Vinyl imidazole carrying metal-chelated beads for reversible use in yeast invertase adsorption

Abstract

Poly(ethylene glycol dimethacrylate-n-vinyl imidazole) [poly(EGDMA-VIM)] hydrogel (average diameter 150-200 mu m) was prepared copolymerizing ethylene glycol dimethacrylate (EGDMA) with n-vinyl imidazole (VIM). Poly(EGDMA-VIM) beads had a specific surface area of 59.8 M-2/g. Poly(EGDMA-VIM) beads were characterized by swelling studies and scanning electron microscope (SEM). Cu2+ ions were chelated on the poly(EGDMA-VIM) beads (452 mu mol Cu2+/g), then the metal-chelated beads were used in the adsorption of yeast invertase in a batch system.

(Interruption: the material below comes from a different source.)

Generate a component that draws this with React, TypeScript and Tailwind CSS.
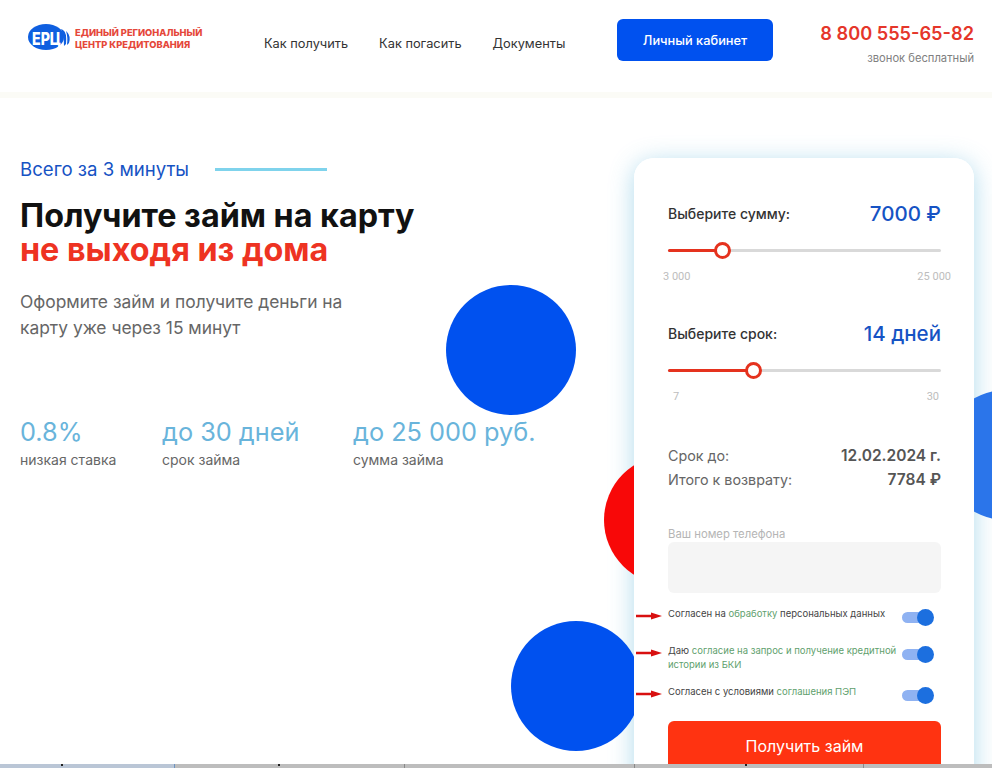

The maximum invertase adsorption capacity of the poly(EGDMA-VIM)-Cu2+ beads was observed as 35.2 mg/g at pH 4.5. The adsorption isotherm of the poly(EGDMA-VIM)-Cu2+ beads can be well fitted to the Langmuir model. Adsorption kinetics data were tested using pseudo-first- and -second-order models. Kinetic studies showed that the adsorption followed a pseudo- second-order reaction. The value of the Michaelis constant K-m of invertase was significantly larger upon adsorption, indicating decreased affinity by the enzyme for its substrate, whereas V-max was smaller for the adsorbed invertase. The optimum temperature for the adsorbed preparation of poly(EGDMA-VIM)-CU2+- invertase at 50 degrees C, 10 degrees C higher than that of the free enzyme at 40 degrees C. Storage stability was found to increase with adsorption. Adsorbed invertase retains an activity of 82% after 10 batch successive reactions, demonstrating the usefulness of the enzyme-loaded beads in biocatalytic applications.